__Aim of the task__: Skip the pictures and quote all of the lines exactly.
____________________
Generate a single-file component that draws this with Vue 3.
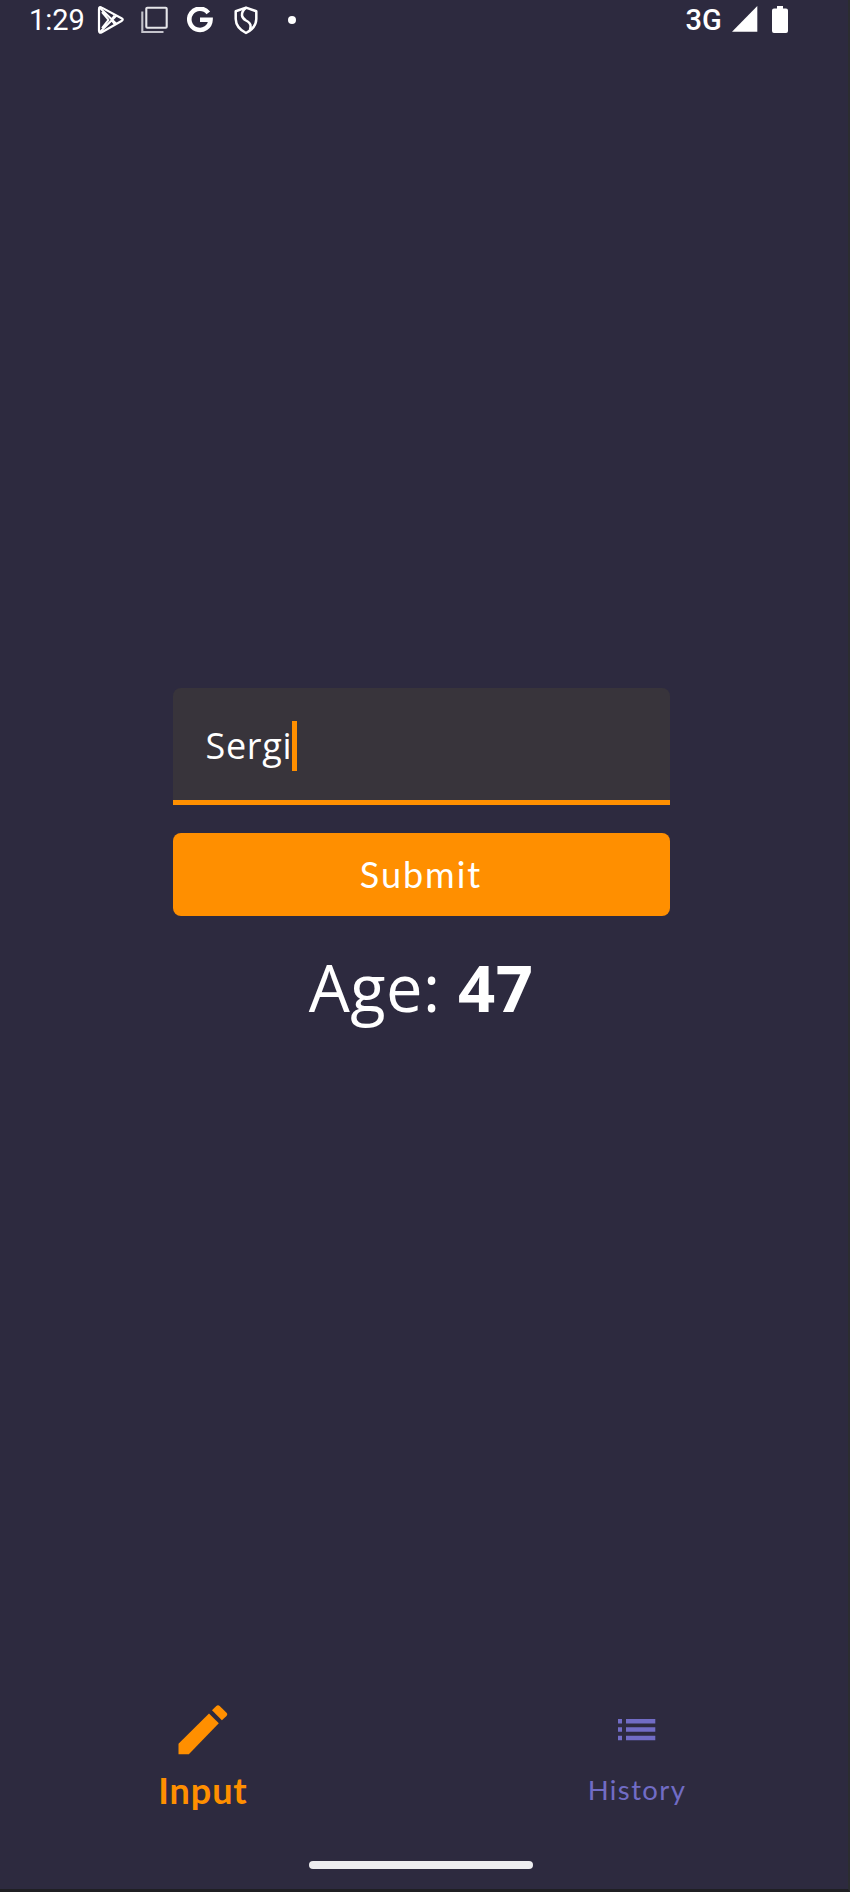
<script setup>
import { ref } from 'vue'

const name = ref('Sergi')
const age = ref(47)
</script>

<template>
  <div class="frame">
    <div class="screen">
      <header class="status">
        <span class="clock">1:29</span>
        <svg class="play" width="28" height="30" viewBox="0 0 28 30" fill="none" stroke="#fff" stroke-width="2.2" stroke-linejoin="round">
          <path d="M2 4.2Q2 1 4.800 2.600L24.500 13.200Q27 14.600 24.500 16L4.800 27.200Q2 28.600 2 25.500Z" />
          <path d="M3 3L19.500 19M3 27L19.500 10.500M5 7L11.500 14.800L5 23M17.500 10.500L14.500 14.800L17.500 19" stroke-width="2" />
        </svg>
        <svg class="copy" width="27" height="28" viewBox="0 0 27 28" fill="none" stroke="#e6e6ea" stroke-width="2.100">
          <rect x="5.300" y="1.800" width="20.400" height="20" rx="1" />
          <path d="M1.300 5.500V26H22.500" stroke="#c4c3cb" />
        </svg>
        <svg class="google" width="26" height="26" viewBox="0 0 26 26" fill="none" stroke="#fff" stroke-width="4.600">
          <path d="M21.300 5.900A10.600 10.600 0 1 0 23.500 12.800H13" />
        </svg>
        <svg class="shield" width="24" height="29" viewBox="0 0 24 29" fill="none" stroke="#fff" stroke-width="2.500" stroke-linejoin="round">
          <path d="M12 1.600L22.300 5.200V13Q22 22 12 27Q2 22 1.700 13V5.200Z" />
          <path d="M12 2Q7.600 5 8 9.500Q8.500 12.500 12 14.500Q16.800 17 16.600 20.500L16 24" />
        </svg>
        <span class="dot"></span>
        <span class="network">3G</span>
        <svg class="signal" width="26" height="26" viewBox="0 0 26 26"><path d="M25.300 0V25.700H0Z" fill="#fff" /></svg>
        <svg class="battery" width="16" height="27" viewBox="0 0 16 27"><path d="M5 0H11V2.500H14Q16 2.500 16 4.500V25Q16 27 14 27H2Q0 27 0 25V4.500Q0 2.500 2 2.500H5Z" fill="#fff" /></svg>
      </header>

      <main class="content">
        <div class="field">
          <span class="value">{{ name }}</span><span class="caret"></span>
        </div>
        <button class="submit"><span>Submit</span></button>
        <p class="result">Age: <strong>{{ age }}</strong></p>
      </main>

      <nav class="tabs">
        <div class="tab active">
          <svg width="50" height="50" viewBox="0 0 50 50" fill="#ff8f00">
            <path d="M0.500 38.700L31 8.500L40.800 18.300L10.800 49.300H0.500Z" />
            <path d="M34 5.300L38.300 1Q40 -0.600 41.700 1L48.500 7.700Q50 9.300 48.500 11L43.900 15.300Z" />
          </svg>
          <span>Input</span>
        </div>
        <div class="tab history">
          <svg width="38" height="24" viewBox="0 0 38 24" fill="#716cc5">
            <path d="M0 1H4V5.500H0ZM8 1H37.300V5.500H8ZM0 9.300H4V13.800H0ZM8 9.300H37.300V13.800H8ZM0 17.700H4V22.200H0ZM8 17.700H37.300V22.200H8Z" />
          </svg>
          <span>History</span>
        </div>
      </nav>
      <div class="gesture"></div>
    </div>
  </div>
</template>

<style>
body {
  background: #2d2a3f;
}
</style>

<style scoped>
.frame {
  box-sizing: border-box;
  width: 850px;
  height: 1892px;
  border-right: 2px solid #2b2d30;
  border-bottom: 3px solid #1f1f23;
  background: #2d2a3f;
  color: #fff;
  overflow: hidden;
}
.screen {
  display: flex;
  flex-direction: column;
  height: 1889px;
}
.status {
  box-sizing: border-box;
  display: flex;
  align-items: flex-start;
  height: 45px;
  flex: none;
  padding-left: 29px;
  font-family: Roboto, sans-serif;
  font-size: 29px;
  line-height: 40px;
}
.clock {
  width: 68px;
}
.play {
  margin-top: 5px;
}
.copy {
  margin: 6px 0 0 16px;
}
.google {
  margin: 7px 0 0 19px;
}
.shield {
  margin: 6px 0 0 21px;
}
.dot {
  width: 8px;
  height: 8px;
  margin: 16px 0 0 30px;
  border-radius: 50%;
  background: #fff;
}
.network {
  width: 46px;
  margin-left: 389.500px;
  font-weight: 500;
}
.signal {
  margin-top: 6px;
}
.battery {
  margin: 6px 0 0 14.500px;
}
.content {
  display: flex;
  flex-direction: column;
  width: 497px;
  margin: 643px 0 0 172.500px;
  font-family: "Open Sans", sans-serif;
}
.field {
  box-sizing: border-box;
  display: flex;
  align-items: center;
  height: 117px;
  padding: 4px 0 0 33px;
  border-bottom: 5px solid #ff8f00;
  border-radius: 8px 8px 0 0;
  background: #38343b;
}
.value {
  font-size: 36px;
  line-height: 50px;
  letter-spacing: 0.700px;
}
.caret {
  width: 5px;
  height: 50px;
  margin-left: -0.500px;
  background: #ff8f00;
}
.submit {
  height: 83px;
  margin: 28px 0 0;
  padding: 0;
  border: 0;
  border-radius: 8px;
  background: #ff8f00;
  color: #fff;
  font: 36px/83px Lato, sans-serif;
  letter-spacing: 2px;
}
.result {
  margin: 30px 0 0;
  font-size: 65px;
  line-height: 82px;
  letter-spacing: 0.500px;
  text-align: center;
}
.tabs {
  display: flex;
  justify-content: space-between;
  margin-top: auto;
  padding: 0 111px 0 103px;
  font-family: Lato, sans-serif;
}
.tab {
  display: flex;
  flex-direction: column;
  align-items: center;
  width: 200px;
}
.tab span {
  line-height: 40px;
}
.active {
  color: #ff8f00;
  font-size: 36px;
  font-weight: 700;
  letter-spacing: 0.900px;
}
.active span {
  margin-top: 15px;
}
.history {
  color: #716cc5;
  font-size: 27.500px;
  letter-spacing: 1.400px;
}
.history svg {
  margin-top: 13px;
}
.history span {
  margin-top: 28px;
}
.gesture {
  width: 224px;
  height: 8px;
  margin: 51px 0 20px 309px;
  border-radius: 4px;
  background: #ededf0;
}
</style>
____________________
__Output of the exercise__:
Generate a single-file component that draws this with Vue 3.
<script setup>
import { ref } from 'vue'

const name = ref('Sergi')
const age = ref(47)
</script>

<template>
  <div class="frame">
    <div class="screen">
      <header class="status">
        <span class="clock">1:29</span>
        <svg class="play" width="28" height="30" viewBox="0 0 28 30" fill="none" stroke="#fff" stroke-width="2.2" stroke-linejoin="round">
          <path d="M2 4.2Q2 1 4.800 2.600L24.500 13.200Q27 14.600 24.500 16L4.800 27.200Q2 28.600 2 25.500Z" />
          <path d="M3 3L19.500 19M3 27L19.500 10.500M5 7L11.500 14.800L5 23M17.500 10.500L14.500 14.800L17.500 19" stroke-width="2" />
        </svg>
        <svg class="copy" width="27" height="28" viewBox="0 0 27 28" fill="none" stroke="#e6e6ea" stroke-width="2.100">
          <rect x="5.300" y="1.800" width="20.400" height="20" rx="1" />
          <path d="M1.300 5.500V26H22.500" stroke="#c4c3cb" />
        </svg>
        <svg class="google" width="26" height="26" viewBox="0 0 26 26" fill="none" stroke="#fff" stroke-width="4.600">
          <path d="M21.300 5.900A10.600 10.600 0 1 0 23.500 12.800H13" />
        </svg>
        <svg class="shield" width="24" height="29" viewBox="0 0 24 29" fill="none" stroke="#fff" stroke-width="2.500" stroke-linejoin="round">
          <path d="M12 1.600L22.300 5.200V13Q22 22 12 27Q2 22 1.700 13V5.200Z" />
          <path d="M12 2Q7.600 5 8 9.500Q8.500 12.500 12 14.500Q16.800 17 16.600 20.500L16 24" />
        </svg>
        <span class="dot"></span>
        <span class="network">3G</span>
        <svg class="signal" width="26" height="26" viewBox="0 0 26 26"><path d="M25.300 0V25.700H0Z" fill="#fff" /></svg>
        <svg class="battery" width="16" height="27" viewBox="0 0 16 27"><path d="M5 0H11V2.500H14Q16 2.500 16 4.500V25Q16 27 14 27H2Q0 27 0 25V4.500Q0 2.500 2 2.500H5Z" fill="#fff" /></svg>
      </header>

      <main class="content">
        <div class="field">
          <span class="value">{{ name }}</span><span class="caret"></span>
        </div>
        <button class="submit"><span>Submit</span></button>
        <p class="result">Age: <strong>{{ age }}</strong></p>
      </main>

      <nav class="tabs">
        <div class="tab active">
          <svg width="50" height="50" viewBox="0 0 50 50" fill="#ff8f00">
            <path d="M0.500 38.700L31 8.500L40.800 18.300L10.800 49.300H0.500Z" />
            <path d="M34 5.300L38.300 1Q40 -0.600 41.700 1L48.500 7.700Q50 9.300 48.500 11L43.900 15.300Z" />
          </svg>
          <span>Input</span>
        </div>
        <div class="tab history">
          <svg width="38" height="24" viewBox="0 0 38 24" fill="#716cc5">
            <path d="M0 1H4V5.500H0ZM8 1H37.300V5.500H8ZM0 9.300H4V13.800H0ZM8 9.300H37.300V13.800H8ZM0 17.700H4V22.200H0ZM8 17.700H37.300V22.200H8Z" />
          </svg>
          <span>History</span>
        </div>
      </nav>
      <div class="gesture"></div>
    </div>
  </div>
</template>

<style>
body {
  background: #2d2a3f;
}
</style>

<style scoped>
.frame {
  box-sizing: border-box;
  width: 850px;
  height: 1892px;
  border-right: 2px solid #2b2d30;
  border-bottom: 3px solid #1f1f23;
  background: #2d2a3f;
  color: #fff;
  overflow: hidden;
}
.screen {
  display: flex;
  flex-direction: column;
  height: 1889px;
}
.status {
  box-sizing: border-box;
  display: flex;
  align-items: flex-start;
  height: 45px;
  flex: none;
  padding-left: 29px;
  font-family: Roboto, sans-serif;
  font-size: 29px;
  line-height: 40px;
}
.clock {
  width: 68px;
}
.play {
  margin-top: 5px;
}
.copy {
  margin: 6px 0 0 16px;
}
.google {
  margin: 7px 0 0 19px;
}
.shield {
  margin: 6px 0 0 21px;
}
.dot {
  width: 8px;
  height: 8px;
  margin: 16px 0 0 30px;
  border-radius: 50%;
  background: #fff;
}
.network {
  width: 46px;
  margin-left: 389.500px;
  font-weight: 500;
}
.signal {
  margin-top: 6px;
}
.battery {
  margin: 6px 0 0 14.500px;
}
.content {
  display: flex;
  flex-direction: column;
  width: 497px;
  margin: 643px 0 0 172.500px;
  font-family: "Open Sans", sans-serif;
}
.field {
  box-sizing: border-box;
  display: flex;
  align-items: center;
  height: 117px;
  padding: 4px 0 0 33px;
  border-bottom: 5px solid #ff8f00;
  border-radius: 8px 8px 0 0;
  background: #38343b;
}
.value {
  font-size: 36px;
  line-height: 50px;
  letter-spacing: 0.700px;
}
.caret {
  width: 5px;
  height: 50px;
  margin-left: -0.500px;
  background: #ff8f00;
}
.submit {
  height: 83px;
  margin: 28px 0 0;
  padding: 0;
  border: 0;
  border-radius: 8px;
  background: #ff8f00;
  color: #fff;
  font: 36px/83px Lato, sans-serif;
  letter-spacing: 2px;
}
.result {
  margin: 30px 0 0;
  font-size: 65px;
  line-height: 82px;
  letter-spacing: 0.500px;
  text-align: center;
}
.tabs {
  display: flex;
  justify-content: space-between;
  margin-top: auto;
  padding: 0 111px 0 103px;
  font-family: Lato, sans-serif;
}
.tab {
  display: flex;
  flex-direction: column;
  align-items: center;
  width: 200px;
}
.tab span {
  line-height: 40px;
}
.active {
  color: #ff8f00;
  font-size: 36px;
  font-weight: 700;
  letter-spacing: 0.900px;
}
.active span {
  margin-top: 15px;
}
.history {
  color: #716cc5;
  font-size: 27.500px;
  letter-spacing: 1.400px;
}
.history svg {
  margin-top: 13px;
}
.history span {
  margin-top: 28px;
}
.gesture {
  width: 224px;
  height: 8px;
  margin: 51px 0 20px 309px;
  border-radius: 4px;
  background: #ededf0;
}
</style>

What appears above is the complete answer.